New Mexico State 70, UConn 63 (March 17): Terry Allen did what?
The less I say about this game, the better. Our Sports Editor, Jon, explains it better.
Check it out online at thedailycampus.com
Villanova 80, Delaware 60 (March 18): A little bit of chicken fried
Villanova trailed 15-8 and struggled out of the gate. Then the Wildcats realized it was a Friday night, cracked open an ice-cold water, put on some jeans, turned up the radio and cooked Delaware 72-45 the rest of the way. Blocks by Brandon Slater and Jermaine Samuels mattered, but Justin Moore scoring 21 points on 7-13 shooting and Samuels adding 15 points contributed to the offensive cookout the most.
TCU 69, Seton Hall 42 (March 18): Leapfrogged
Seton Hall had not won a tournament game since 2018, TCU had not won since 1987. It was close in the beginning, but thanks to a 10-0 run in the first half and a 9-0 run to close out the game, TCU dusted the Pirates as Head Coach Jamie Dixon led his second program (the other being Pittsburgh) to the second round. Seton Hall shot poorly, shooting 28.8% from the field, 6-21 from beyond the arc and 6-11 from the charity stripe. To make matters worse, Seton Hall Head Coach Kevin Willard left for the Maryland Terrapins after 12 seasons.
Kansas 79, Creighton 72 (March 19): Birdhouse Rock
Down two Ryans and playing all nine healthy players, everyone expected Kansas to wipe the floor with the Blue Jays. We may all need to consider Greg McDermott as a National Coach of the Year candidate because Creighton trailed by one point at halftime. Kansas created separation toward the end at the free throw line and on a breakaway dunk by Ochai Agbaji to avoid a potential upset and the publication of another feel-good story about birds. Whenever the next AP poll is released, Creighton should 100% be in it.

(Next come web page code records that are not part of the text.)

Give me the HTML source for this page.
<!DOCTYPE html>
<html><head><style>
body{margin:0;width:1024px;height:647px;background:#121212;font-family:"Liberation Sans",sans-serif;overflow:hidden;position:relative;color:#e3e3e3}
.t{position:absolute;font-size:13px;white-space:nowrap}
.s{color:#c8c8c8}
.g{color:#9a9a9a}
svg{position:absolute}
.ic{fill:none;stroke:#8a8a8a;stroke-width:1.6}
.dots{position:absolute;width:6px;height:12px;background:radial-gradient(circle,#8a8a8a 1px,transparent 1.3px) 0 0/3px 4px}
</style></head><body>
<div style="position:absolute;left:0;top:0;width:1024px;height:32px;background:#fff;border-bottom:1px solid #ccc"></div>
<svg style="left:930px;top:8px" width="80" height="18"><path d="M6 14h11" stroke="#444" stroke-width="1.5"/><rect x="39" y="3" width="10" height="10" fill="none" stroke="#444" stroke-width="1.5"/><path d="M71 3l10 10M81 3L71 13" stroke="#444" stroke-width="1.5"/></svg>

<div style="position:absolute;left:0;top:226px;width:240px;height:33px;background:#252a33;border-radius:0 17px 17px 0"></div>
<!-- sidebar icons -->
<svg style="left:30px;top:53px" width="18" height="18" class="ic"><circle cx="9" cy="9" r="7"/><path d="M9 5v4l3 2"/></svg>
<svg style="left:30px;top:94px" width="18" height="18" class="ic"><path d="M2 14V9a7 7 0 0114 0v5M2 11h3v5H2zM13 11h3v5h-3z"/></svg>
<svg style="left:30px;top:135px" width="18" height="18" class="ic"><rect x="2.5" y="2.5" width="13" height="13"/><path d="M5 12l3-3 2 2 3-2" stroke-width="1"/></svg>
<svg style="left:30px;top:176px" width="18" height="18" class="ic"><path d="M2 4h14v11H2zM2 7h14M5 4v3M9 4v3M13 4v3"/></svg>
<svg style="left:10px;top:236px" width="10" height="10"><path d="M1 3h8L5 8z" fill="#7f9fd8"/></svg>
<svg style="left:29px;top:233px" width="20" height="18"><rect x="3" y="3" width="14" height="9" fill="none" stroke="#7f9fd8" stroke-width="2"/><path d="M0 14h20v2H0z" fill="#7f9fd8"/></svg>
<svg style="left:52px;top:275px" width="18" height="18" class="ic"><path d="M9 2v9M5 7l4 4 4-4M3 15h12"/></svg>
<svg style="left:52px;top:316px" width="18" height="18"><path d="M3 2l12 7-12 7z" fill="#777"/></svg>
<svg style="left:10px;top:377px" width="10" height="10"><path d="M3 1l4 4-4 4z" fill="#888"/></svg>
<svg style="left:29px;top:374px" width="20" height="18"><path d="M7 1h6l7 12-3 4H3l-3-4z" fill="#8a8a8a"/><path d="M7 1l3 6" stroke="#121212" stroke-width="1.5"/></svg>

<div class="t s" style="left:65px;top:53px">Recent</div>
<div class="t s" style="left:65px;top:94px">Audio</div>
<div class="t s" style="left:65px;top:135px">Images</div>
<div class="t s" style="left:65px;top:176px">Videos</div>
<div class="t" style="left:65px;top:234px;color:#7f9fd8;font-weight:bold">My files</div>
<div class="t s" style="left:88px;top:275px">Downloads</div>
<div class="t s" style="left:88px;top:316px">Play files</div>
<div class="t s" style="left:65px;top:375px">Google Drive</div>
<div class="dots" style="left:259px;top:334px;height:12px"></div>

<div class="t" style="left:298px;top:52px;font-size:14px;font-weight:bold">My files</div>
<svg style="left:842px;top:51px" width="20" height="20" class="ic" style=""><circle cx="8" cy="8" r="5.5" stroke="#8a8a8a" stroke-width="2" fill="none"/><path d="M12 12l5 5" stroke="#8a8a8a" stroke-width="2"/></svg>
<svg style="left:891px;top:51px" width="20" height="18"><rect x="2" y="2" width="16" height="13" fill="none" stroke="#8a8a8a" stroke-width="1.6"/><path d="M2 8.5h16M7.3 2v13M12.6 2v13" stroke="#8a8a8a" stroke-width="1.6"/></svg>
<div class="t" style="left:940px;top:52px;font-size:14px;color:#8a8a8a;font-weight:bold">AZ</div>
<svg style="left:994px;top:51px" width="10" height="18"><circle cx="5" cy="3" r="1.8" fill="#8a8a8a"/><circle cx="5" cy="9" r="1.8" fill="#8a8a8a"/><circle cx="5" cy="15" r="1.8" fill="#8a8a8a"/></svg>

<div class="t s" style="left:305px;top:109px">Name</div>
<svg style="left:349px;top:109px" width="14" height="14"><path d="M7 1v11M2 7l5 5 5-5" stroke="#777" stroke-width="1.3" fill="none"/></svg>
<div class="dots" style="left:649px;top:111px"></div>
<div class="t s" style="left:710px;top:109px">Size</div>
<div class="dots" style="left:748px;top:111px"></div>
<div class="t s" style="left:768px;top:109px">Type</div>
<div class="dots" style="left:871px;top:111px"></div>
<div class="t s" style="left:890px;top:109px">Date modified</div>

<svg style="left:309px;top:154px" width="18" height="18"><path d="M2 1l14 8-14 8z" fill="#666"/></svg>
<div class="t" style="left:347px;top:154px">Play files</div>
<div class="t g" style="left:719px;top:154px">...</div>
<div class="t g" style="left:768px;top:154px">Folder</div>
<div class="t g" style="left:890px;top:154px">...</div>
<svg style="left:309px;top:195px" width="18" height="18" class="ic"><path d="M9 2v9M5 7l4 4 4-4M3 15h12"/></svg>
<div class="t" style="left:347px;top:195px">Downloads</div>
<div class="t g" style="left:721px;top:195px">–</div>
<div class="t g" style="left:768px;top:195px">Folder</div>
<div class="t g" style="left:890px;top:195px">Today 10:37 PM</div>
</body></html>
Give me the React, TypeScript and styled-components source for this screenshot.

Providence 79, Richmond 51 (March 19): Spider-Slammed
Providence loves close games and luck, but didn’t need to worry about either of them. The fourth-seeded Friars stomped all over the No. 12 Spiders, scoring 10 of the first 12 points and never looking back. Providence’s offense dictated the entire game and washed Richmond out of the drain as they shot 51.9% from the field and 54.5% from long range while the Spiders shot 1-22 from downtown. Providence’s fortuitous season continues, and it could be enough to make their second ever trip to the Final Four.
Villanova 71, Ohio State 61 (March 20): Buckeye Buckaroo
Villanova wanted sweet revenge after losing to Ohio State by 25 points in 2019. Villanova was up 11 at the break and expanded that lead to 15 before the Buckeyes cut the deficit to two. Fending off the upset-minded Buckeyes, Eric Dixon nailed a dagger of a three-pointer to help the Wildcats make their fourth Sweet 16 in six years. Collin Gillespie was a problem with 20 points, but Dixon was just as dangerous as he went 2-2 from downtown for 13 points. Is another title run in the cards for the Wildcats?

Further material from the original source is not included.